The Goal: As always, I gave myself 3 separate goals:
- Plan A: PB at under 49 minutes
- Plan B: Match old PB
- Plan C: Use it as a training run, and stretch out the legs
I’m a creature of habit: I woke up at 6.30am, had a strong cup of coffee (for obvious reasons), and then tucked into an extra-large bowl of porridge, topped with banana and raspberries, and with a tablespoon of cashew butter stirred in. I wasn’t feeling great, but much more rested than I had been in the past few days (I’d actually questioned if I should even do the race, as the 13 miles had left me feeling really beaten up).
My parents came along for the ride, and brought the puppy along for support. As always, I ate a packet of Sesame Snaps about half an hour before kickoff, and tried to warm up. But as I was doing leg swings to open my tight, tight hip flexors, I smacked my ankle hard into a brick wall. Ouch. I genuinely panicked it might have fractured, but thankfully that was just my pre-race nerves talking.
The race was very low key (so low key, that I did wonder slightly what I paid for), and there were only around 250 runners. So I went to the front of the pack, with the other club runners, feeling very conspicuous in my London City Athletics jersey, as if I had a big sign on my forehead saying I don’t belong here. But anyway, I set off, way too fast, at a 7 minute-mile pace. When I eventually settled into my Mile 1 pace, I realised just how awful I felt; untapered, hungry, underfuelled, breathless and weak. This was going to be a tough one.

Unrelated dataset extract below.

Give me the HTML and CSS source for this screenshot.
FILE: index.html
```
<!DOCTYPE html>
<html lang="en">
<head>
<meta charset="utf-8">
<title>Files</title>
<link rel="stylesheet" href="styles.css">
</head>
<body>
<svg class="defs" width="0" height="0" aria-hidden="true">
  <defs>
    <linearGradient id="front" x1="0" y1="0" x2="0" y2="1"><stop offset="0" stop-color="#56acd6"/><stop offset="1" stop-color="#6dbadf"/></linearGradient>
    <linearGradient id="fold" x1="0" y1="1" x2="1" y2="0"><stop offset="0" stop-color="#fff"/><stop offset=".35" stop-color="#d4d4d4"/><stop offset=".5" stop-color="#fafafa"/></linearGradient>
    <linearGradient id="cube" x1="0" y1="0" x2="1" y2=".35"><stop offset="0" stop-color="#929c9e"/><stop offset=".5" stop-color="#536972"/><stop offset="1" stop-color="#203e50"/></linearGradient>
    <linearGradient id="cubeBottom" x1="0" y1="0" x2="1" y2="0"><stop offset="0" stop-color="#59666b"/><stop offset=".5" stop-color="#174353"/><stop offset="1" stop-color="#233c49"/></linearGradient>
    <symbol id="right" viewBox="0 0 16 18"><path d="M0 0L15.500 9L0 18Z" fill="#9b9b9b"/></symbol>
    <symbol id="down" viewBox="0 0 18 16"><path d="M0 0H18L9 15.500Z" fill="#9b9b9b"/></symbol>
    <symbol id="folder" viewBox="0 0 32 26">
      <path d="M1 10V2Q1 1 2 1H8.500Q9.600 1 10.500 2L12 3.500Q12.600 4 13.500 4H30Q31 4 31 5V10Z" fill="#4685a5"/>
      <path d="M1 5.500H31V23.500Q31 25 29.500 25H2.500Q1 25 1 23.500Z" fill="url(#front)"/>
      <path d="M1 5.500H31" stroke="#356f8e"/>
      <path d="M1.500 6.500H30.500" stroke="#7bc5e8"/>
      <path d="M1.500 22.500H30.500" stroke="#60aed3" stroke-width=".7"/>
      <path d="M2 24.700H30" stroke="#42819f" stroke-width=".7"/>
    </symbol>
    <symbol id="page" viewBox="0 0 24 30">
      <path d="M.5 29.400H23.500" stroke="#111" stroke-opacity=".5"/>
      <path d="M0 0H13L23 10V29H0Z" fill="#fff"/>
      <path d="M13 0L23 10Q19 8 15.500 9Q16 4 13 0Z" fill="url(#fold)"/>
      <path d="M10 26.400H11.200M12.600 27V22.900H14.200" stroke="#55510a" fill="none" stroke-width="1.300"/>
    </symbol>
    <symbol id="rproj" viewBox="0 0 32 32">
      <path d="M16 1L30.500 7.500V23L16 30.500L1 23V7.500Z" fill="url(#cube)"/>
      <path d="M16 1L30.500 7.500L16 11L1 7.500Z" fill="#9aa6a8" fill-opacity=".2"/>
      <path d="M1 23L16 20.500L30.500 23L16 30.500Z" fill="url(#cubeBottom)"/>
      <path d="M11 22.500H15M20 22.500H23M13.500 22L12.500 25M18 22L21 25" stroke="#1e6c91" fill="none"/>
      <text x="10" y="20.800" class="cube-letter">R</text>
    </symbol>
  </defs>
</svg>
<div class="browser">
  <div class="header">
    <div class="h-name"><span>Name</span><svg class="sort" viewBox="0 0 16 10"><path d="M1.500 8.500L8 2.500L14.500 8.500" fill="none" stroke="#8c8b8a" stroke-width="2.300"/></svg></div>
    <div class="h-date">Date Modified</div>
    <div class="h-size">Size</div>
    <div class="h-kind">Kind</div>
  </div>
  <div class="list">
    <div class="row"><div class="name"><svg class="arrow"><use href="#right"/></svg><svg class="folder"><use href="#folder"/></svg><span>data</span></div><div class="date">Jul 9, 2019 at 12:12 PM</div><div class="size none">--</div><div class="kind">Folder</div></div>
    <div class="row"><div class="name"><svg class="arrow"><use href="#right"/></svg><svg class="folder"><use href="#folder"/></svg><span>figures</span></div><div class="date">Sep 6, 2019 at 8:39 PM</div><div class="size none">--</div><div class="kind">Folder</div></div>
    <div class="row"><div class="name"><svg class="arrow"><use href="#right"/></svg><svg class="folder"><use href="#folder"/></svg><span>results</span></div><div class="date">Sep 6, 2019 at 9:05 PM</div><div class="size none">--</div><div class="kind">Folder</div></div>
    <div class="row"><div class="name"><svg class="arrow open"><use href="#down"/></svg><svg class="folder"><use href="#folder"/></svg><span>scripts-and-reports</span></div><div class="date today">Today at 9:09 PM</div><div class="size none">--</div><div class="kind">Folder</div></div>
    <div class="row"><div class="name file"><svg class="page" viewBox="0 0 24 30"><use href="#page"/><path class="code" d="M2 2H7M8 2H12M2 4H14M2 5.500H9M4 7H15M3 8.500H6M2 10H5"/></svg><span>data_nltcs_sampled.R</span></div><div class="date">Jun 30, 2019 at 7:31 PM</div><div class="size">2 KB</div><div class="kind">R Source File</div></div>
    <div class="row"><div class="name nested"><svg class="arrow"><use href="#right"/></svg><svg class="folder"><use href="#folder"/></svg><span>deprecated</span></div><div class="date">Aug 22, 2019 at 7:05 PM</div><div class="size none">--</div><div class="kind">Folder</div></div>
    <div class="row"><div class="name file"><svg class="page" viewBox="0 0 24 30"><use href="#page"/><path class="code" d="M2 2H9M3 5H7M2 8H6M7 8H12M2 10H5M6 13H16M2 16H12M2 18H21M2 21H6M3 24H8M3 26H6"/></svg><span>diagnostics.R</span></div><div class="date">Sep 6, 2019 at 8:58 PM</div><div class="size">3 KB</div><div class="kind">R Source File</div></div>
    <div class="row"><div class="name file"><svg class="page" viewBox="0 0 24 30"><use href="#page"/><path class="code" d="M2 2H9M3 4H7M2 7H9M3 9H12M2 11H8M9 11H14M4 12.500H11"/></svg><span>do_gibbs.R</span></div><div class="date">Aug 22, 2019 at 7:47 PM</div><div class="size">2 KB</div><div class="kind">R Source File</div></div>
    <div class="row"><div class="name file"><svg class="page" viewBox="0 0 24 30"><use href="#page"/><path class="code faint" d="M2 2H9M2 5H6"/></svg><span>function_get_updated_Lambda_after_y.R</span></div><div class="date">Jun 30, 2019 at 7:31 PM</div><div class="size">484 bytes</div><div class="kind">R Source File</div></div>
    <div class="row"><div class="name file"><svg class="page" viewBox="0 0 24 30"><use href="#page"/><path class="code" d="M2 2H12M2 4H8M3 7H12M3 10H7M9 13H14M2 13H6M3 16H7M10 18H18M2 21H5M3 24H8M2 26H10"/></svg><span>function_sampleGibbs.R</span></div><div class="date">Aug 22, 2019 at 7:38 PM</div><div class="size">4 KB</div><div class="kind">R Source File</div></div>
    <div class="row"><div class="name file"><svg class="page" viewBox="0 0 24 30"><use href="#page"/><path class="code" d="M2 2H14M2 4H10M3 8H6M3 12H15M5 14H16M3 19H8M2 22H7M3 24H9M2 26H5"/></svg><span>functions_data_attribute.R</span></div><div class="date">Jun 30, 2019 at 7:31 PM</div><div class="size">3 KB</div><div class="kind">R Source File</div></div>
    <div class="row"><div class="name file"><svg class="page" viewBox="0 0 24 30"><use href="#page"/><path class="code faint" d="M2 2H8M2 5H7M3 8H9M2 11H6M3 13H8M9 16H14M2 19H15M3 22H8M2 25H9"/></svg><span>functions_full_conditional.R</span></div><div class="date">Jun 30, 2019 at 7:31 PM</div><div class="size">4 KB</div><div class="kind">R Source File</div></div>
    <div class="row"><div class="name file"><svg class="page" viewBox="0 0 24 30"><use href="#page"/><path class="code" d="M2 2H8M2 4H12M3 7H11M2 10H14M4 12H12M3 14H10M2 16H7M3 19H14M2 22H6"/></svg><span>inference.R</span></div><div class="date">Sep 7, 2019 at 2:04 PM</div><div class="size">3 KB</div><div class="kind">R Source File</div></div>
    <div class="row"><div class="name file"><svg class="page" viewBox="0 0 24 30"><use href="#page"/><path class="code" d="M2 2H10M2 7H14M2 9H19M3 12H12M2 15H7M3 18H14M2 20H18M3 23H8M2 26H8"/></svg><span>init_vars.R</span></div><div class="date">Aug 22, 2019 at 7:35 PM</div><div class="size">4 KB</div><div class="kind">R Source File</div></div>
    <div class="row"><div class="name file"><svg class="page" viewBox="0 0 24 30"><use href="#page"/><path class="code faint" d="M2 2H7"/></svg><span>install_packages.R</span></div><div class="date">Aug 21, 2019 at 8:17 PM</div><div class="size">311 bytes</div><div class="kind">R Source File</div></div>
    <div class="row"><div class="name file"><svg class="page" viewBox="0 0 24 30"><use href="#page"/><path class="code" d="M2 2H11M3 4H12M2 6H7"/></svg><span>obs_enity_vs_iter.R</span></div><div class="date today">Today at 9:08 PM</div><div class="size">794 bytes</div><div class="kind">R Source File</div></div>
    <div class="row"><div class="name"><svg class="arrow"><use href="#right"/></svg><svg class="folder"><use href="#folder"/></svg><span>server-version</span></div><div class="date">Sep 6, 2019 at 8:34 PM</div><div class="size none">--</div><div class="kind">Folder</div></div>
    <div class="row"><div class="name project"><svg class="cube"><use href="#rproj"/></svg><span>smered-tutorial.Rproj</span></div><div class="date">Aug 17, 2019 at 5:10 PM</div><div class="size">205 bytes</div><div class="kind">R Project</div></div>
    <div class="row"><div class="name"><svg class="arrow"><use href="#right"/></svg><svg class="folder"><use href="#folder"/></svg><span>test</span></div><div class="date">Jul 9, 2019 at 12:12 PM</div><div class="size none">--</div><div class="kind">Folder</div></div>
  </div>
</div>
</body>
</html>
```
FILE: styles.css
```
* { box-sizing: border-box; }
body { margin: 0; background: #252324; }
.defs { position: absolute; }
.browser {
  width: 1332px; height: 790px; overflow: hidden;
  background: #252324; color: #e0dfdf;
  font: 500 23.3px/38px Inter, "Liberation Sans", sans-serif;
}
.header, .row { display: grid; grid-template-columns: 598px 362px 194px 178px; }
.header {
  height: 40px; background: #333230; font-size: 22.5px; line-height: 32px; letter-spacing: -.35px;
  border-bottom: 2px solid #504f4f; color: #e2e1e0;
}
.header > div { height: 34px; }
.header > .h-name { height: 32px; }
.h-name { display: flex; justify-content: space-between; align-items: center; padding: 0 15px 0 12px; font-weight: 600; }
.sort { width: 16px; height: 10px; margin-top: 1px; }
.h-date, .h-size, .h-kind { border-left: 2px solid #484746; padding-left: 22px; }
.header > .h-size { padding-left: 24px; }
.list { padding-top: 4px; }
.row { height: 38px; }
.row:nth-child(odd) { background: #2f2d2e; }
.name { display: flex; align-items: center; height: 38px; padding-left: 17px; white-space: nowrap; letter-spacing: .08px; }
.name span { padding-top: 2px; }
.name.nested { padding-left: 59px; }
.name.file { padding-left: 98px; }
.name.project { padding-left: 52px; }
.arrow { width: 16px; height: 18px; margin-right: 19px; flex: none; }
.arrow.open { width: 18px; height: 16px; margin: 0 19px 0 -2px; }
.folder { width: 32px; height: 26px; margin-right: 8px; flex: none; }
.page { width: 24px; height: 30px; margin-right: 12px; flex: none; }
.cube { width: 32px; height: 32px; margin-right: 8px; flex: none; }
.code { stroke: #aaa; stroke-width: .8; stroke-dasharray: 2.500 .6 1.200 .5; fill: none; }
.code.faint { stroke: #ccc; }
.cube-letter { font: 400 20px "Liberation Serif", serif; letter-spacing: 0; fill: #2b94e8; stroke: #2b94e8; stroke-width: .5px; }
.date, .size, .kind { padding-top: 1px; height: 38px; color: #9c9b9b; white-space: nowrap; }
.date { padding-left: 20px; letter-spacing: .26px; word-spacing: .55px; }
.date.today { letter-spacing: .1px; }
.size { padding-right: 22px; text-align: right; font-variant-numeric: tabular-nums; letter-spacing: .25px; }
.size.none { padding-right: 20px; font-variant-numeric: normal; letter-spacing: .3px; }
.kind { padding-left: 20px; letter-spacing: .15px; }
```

And the course, flat? My arse! It was undulating at the very least, and I really suffered for it. I paced with another female runner for a few minutes whilst I caught my breath, and then carried on ahead. The course seemed horrific, given that I was expecting flat, and so the mental battle began. I got to the final and steepest hill right before the halfway point, and duly gave up. No runners were close behind me, and so I had a moment of breathless, exasperated, human weakness. Just a moment. And thankfully, it didn’t last for long, as one of the front pack of runners came hurtling towards me on his way back, and shouted encouragement at me. As a result of that and, let’s be honest, embarrassment at being seen, I kept going.

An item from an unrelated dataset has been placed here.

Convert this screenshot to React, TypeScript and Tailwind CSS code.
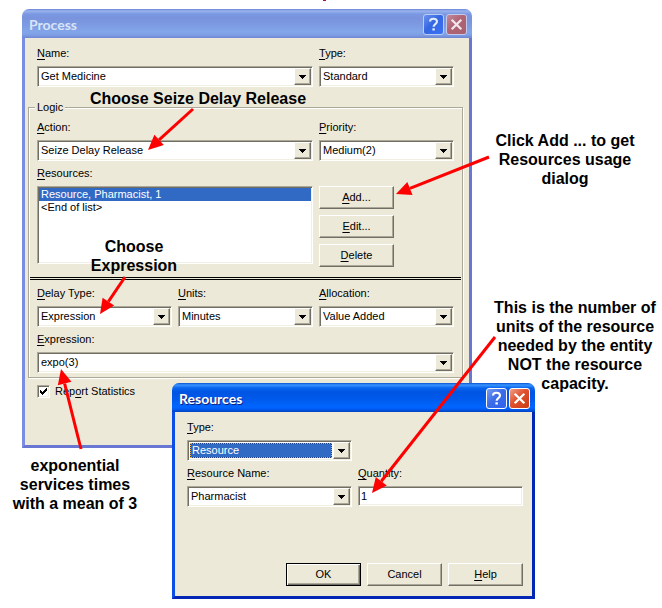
import React from "react";

const sunken =
  "border border-t-[#aca899] border-l-[#aca899] border-r-white border-b-white bg-white shadow-[inset_1px_1px_#716f64,inset_-1px_-1px_#f1efe2]";
const raised =
  "border border-t-white border-l-white border-r-[#716f64] border-b-[#716f64] bg-[#ece9d8] shadow-[inset_-1px_-1px_#aca899]";

/** Label text whose access key is underlined. */
function Mnemonic({ text, at = 0 }: { text: string; at?: number }) {
  return (
    <span>
      {text.slice(0, at)}
      <span className="underline underline-offset-2">{text[at]}</span>
      {text.slice(at + 1)}
    </span>
  );
}

type ComboProps = {
  id: string;
  label: string;
  value: string;
  wide?: string;
  focused?: boolean;
};

function Combo({ id, label, value, wide = "", focused = false }: ComboProps) {
  return (
    <div className={"flex flex-col gap-1.5 " + wide}>
      <label htmlFor={id}>
        <Mnemonic text={label} />
      </label>
      <div className={"grid h-[21px] p-px " + sunken}>
        <select
          id={id}
          defaultValue={value}
          className={
            "col-start-1 row-start-1 h-[17px] min-w-0 appearance-none pl-0.5 leading-[15px] outline-none " +
            (focused
              ? "mr-[17px] border border-white bg-[#316ac5] text-white shadow-[inset_0_0_0_1px_#1c3f7a]"
              : "bg-transparent text-black")
          }
        >
          <option>{value}</option>
        </select>
        {focused && (
          <span className="pointer-events-none col-start-1 row-start-1 m-px mr-[18px] border border-dotted border-[#f0a94a]" />
        )}
        <span
          className={
            "pointer-events-none col-start-1 row-start-1 flex h-[17px] w-[17px] items-center justify-center justify-self-end " +
            raised
          }
        >
          <svg width="7" height="4" viewBox="0 0 7 4" shapeRendering="crispEdges">
            <path d="M0 0h7v1H0zM1 1h5v1H1zM2 2h3v1H2zM3 3h1v1H3z" fill="#000" />
          </svg>
        </span>
      </div>
    </div>
  );
}

function PushButton({ text, access, isDefault = false }: { text: string; access?: number; isDefault?: boolean }) {
  return (
    <button
      type="button"
      className={
        "flex h-[23px] w-[75px] items-center justify-center " +
        (isDefault
          ? "border border-black bg-[#ece9d8] shadow-[inset_1px_1px_#ffffff,inset_-1px_-1px_#716f64,inset_-2px_-2px_#aca899]"
          : raised)
      }
    >
      {access === undefined ? text : <Mnemonic text={text} at={access} />}
    </button>
  );
}

function TitleBar({ title, active }: { title: string; active: boolean }) {
  const glyph =
    "flex h-[21px] w-[21px] items-center justify-center rounded-[3px] border ";
  return (
    <header
      className={
        "flex h-[29px] items-center rounded-t-[7px] pr-[5px] pl-[7px] " +
        (active
          ? "bg-[linear-gradient(#0a4fd0_0px,#3a95ff_2px,#0a64ee_5px,#0055e2_9px,#0058ea_15px,#0066ff_24px,#005df5_26px,#0042c0_29px)]"
          : "bg-[linear-gradient(#6a84d4_0px,#9ab4ee_2px,#7c98e2_5px,#7a93dd_9px,#7c99e2_15px,#82a6e9_23px,#7e9ee4_26px,#6f86d3_29px)]")
      }
    >
      <h2
        className={
          "flex-1 pt-0.5 font-['Lato',sans-serif] text-sm font-bold " +
          (active ? "text-white [text-shadow:1px_1px_#0f1f7d]" : "text-[#d8e4f8]")
        }
      >
        {title}
      </h2>
      <div className="flex gap-0.5 pt-0.5">
        <button
          type="button"
          aria-label="Help"
          className={
            glyph +
            (active
              ? "border-white bg-[linear-gradient(135deg,#7a9bf0,#3c6ce8_45%,#2f62f0)]"
              : "border-[#b9cdf5] bg-[linear-gradient(135deg,#6b93ee,#3567e2_45%,#3a72f2)]")
          }
        >
          <svg width="19" height="19" viewBox="0 0 19 19" fill="none">
            <path
              d="M6 6.6C6 4.6 7.4 3.7 9.4 3.7c2.1 0 3.6 1 3.6 2.8 0 2.6-3.4 2.5-3.4 5.2"
              stroke={active ? "#fff" : "#e3ecff"}
              strokeWidth="2.1"
            />
            <path d="M8.4 13.3h2.4v2.2H8.4z" fill={active ? "#fff" : "#e3ecff"} />
          </svg>
        </button>
        <button
          type="button"
          aria-label="Close"
          className={
            glyph +
            (active
              ? "border-white bg-[linear-gradient(135deg,#f0a088,#e0502c_45%,#c83c14)]"
              : "border-[#c5c9ea] bg-[linear-gradient(135deg,#c08a9c,#b06474_45%,#a9606e)]")
          }
        >
          <svg width="19" height="19" viewBox="0 0 19 19" fill="none">
            <path d="M4.7 4.7l9.6 9.6M14.3 4.7l-9.6 9.6" stroke={active ? "#fff" : "#efe6ee"} strokeWidth="2.3" />
          </svg>
        </button>
      </div>
    </header>
  );
}

function ProcessWindow() {
  return (
    <section className="absolute top-[9px] left-[22px] flex w-[450px] flex-col">
      <TitleBar title="Process" active={false} />
      <div className="border-[3px] border-t-0 border-l-[#7b8de0] border-r-[#6a77d2] border-b-[#6a77d2] bg-[#ece9d8] pt-[9px] pb-[47px]">
        <div className="grid grid-cols-3 gap-1.5 pr-[15px] pl-3">
          <Combo id="name" label="Name:" value="Get Medicine" wide="col-span-2" />
          <Combo id="type" label="Type:" value="Standard" />
        </div>
        <fieldset className="mt-3.5 mr-1.5 ml-[3px] border border-[#aca899] shadow-[1px_1px_#ffffff,inset_1px_1px_#ffffff]">
          <legend className="ml-1.5 bg-[#ece9d8] px-0.5">Logic</legend>
          <div className="grid grid-cols-3 gap-1.5 px-2 pt-[7px] pb-2.5">
            <Combo id="action" label="Action:" value="Seize Delay Release" wide="col-span-2" />
            <Combo id="priority" label="Priority:" value="Medium(2)" />
            <div className="col-span-2 flex flex-col gap-1.5">
              <label htmlFor="resources">
                <Mnemonic text="Resources:" />
              </label>
              <div className={"h-[78px] p-px " + sunken}>
                <ul id="resources" role="listbox" aria-label="Resources">
                  <li role="option" aria-selected="true" className="bg-[#316ac5] pl-0.5 text-white">
                    Resource, Pharmacist, 1
                  </li>
                  <li role="option" aria-selected="false" className="pl-0.5">
                    &lt;End of list&gt;
                  </li>
                </ul>
              </div>
            </div>
            <div className="flex flex-col gap-1.5 pt-[19px]">
              <PushButton text="Add..." access={0} />
              <PushButton text="Edit..." access={0} />
              <PushButton text="Delete" access={0} />
            </div>
          </div>
          <hr className="mx-px border-t-[3px] border-double border-black" />
          <div className="grid grid-cols-3 gap-1.5 px-2 pt-[7px] pb-1">
            <Combo id="delay" label="Delay Type:" value="Expression" />
            <Combo id="units" label="Units:" value="Minutes" />
            <Combo id="allocation" label="Allocation:" value="Value Added" />
            <Combo id="expression" label="Expression:" value="expo(3)" wide="col-span-3" />
          </div>
        </fieldset>
        <label className="mt-[7px] flex items-center gap-[5px] pl-3">
          <span className="grid">
            <input
              type="checkbox"
              defaultChecked
              className={"col-start-1 row-start-1 h-[13px] w-[13px] appearance-none " + sunken}
            />
            <svg
              className="pointer-events-none col-start-1 row-start-1"
              width="13"
              height="13"
              viewBox="0 0 13 13"
              shapeRendering="crispEdges"
            >
              <path d="M3 5h1v3H3zM4 6h1v3H4zM5 7h1v3H5zM6 6h1v3H6zM7 5h1v3H7zM8 4h1v3H8zM9 3h1v3H9z" fill="#000" />
            </svg>
          </span>
          <Mnemonic text="Report Statistics" at={3} />
        </label>
      </div>
    </section>
  );
}

function ResourcesWindow() {
  return (
    <section className="absolute top-[383px] left-[172px] flex w-[363px] flex-col">
      <TitleBar title="Resources" active />
      <div className="border-[3px] border-t-0 border-l-[#0b4fe6] border-r-[#0426b4] border-b-[#0426b4] bg-[#ece9d8] pt-[9px] pr-[9px] pb-2.5 pl-3">
        <div className="grid grid-cols-2 gap-1.5">
          <Combo id="res-type" label="Type:" value="Resource" focused />
          <div />
          <Combo id="res-name" label="Resource Name:" value="Pharmacist" />
          <div className="flex flex-col gap-1.5">
            <label htmlFor="quantity">
              <Mnemonic text="Quantity:" />
            </label>
            <input id="quantity" type="text" defaultValue="1" className={"h-5 w-full pl-0.5 outline-none " + sunken} />
          </div>
        </div>
        <div className="mt-14 flex justify-end gap-1.5">
          <PushButton text="OK" isDefault />
          <PushButton text="Cancel" />
          <PushButton text="Help" access={0} />
        </div>
      </div>
    </section>
  );
}

type Point = [number, number];

/** Red callout arrow from a note to the control it describes. */
function Arrow({ from, to }: { from: Point; to: Point }) {
  const dx = to[0] - from[0];
  const dy = to[1] - from[1];
  const len = Math.hypot(dx, dy);
  const ux = dx / len;
  const uy = dy / len;
  const bx = to[0] - ux * 15;
  const by = to[1] - uy * 15;
  return (
    <g>
      <line x1={from[0]} y1={from[1]} x2={bx} y2={by} stroke="#f00" strokeWidth="3" />
      <polygon
        points={`${to[0]},${to[1]} ${bx - uy * 7},${by + ux * 7} ${bx + uy * 7},${by - ux * 7}`}
        fill="#f00"
      />
    </g>
  );
}

function Note({ place, lines }: { place: string; lines: string[] }) {
  return (
    <p
      className={
        "absolute flex flex-col text-center text-base leading-[19px] font-bold whitespace-nowrap " + place
      }
    >
      {lines.map((line) => (
        <span key={line}>{line}</span>
      ))}
    </p>
  );
}

export default function App() {
  return (
    <main className="relative min-h-screen overflow-hidden bg-white font-['Liberation_Sans',Arial,sans-serif] text-[11px] leading-[13px] text-black">
      <span className="absolute top-0 left-[323px] h-px w-[3px] bg-[#a0105a]" />
      <ProcessWindow />
      <ResourcesWindow />
      <Note place="top-[89px] left-[88px] w-[220px]" lines={["Choose Seize Delay Release"]} />
      <Note place="top-[237px] left-[84px] w-[100px]" lines={["Choose", "Expression"]} />
      <Note place="top-[131px] left-[490px] w-[150px]" lines={["Click Add ... to get", "Resources usage", "dialog"]} />
      <Note
        place="top-[298px] left-[490px] w-[170px]"
        lines={[
          "This is the number of",
          "units of the resource",
          "needed by the entity",
          "NOT the resource",
          "capacity.",
        ]}
      />
      <Note
        place="top-[456px] left-[5px] w-[140px]"
        lines={["exponential", "services times", "with a mean of 3"]}
      />
      <svg
        className="pointer-events-none absolute top-0 left-0"
        width="662"
        height="608"
        viewBox="0 0 662 608"
      >
        <Arrow from={[193, 109]} to={[148, 150]} />
        <Arrow from={[489, 157]} to={[396, 194]} />
        <Arrow from={[125, 277]} to={[100, 314]} />
        <Arrow from={[81, 449]} to={[61, 369]} />
        <Arrow from={[495, 337]} to={[372, 493]} />
      </svg>
    </main>
  );
}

Having reached the halfway point and grabbed some water, I headed back the way I’d come, passing plenty of other runners who were still on the long slog uphill. But instead of keeping their heads down and focusing on the task at hand, they shouted support at me. Almost every runner I passed whooped and cheered for me, and several shouted that I was currently first female.
Shit! First female?!
I realised that this race was going to be tough, as there were still some hills to conquer. So I decided to abandon the goal of a PB, and just try to maintain my lead and finish first female. Because, let’s be honest, how often does that happen to an amateur runner like me?! That second half was still pretty horrific though. I stopped on several occasions, and in Mile 5, I noticed the female runner I’d passed was closing in on me. After that, I only stopped once more (when a bend in the road afforded me some cover!) and dug deep. And…
Matching my PB!!
I have to say I’ll never forget the look on my Dad’s face as I appeared around the last bend – he was pointing and shouting excitedly to my Mum “She’s here! She’s here! She’s first!” My Dad was a runner back in the day, so to have him see that moment was really something special. It was only a small local race, but lots of people congratulated me, I got a hug from my Mum, and I caught up with the second female at the end. I finished with a time of 49.18, my previous personal best from before my injury took me out of play. I have to say, given the state I was in at the start of the race, I’m over the moon. And yes, it was a small field of runners, but I refuse to indulge in negative self-talk. A win is a win, and it gave me a boost I desperately needed!
I’d prepped some Nuun and a banana in advance, and told my Mum to force feed me both. And then we headed home; one of the glorious things about staying with your family is that they doubled as my crew, and took me straight home at the end- no logistics required! I chilled in front of the warm aga with my dog for a while (which did wonders for my muscles) and eventually did some minimal stretching. Then it was time for food (poached eggs on toast), a hot bath, and a nap. Yoga followed in the evening.
What I learnt this time:
- Flat does not mean flat in Herefordshire.
- Be really careful of going out too fast.
- (Not) being tapered and well-rested really makes a difference.
- It’s a mind game more than anything.
- It’s ok to walk.
What’s your biggest learning from a tough race?
And how do you keep yourself in the game mentally when it gets tough?